Kreditvergabe an Unternehmen sackt dieses Jahr ab
Die hohen Kostensteigerungen führen Schleweis zufolge auch dazu, dass die Investitionsbereitschaft sinkt. Das spüren die Sparkassen, die mit einem Anteil von 40 Prozent Marktführer im Geschäft mit Firmenkunden sind, bereits deutlich.
Die Kreditzusagen an Firmen und Selbstständige liege im ersten Halbjahr 2023 um mehr als ein Drittel unter dem Vorjahreswert. Es gebe vor allem bei der gewerblichen Wohnimmobilienfinanzierung einen deutlichen Rückgang, die Darlehensvergabe sei um mehr als die Hälfte eingebrochen.
Schleweis forderte die Politik auf, Tempo zu machen bei Energie, Digitalisierung und einem durch Bildung und Zuwanderung erweiterten Arbeitskräfteangebot.

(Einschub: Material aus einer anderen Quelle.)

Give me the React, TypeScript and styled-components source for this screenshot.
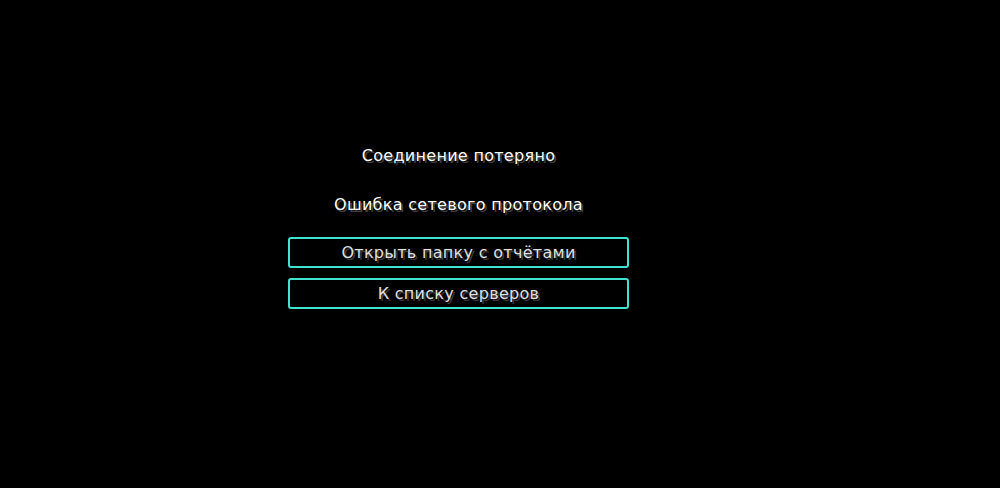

Mit Blick auf Energiepreise sprach er sich dafür aus, für eine begrenzte Zeit die verfügbaren Energien zu nutzen und eine schnellere Wende hin zu regenerativen Energien zu schaffen.
Einen Industriestrompreis, also einen vergünstigten Stromtarif für die deutsche Industrie, lehnt der DSGV-Chef ab. „Anstatt neue Subventionen wie einen Industriestrompreis zu etablieren, sind Senkungen bei der Stromsteuer und eine Reform der Netzentgelte sehr viel schneller und wirksamer. Davon profitieren nicht nur wenige Großunternehmen, sondern auch mittelständische Betriebe“, sagte Schleweis. Die Ampelkoalition lotet derzeit aus, ob sie einen Kompromiss findet, um die Industrie von den hohen Strompreisen zu entlasten.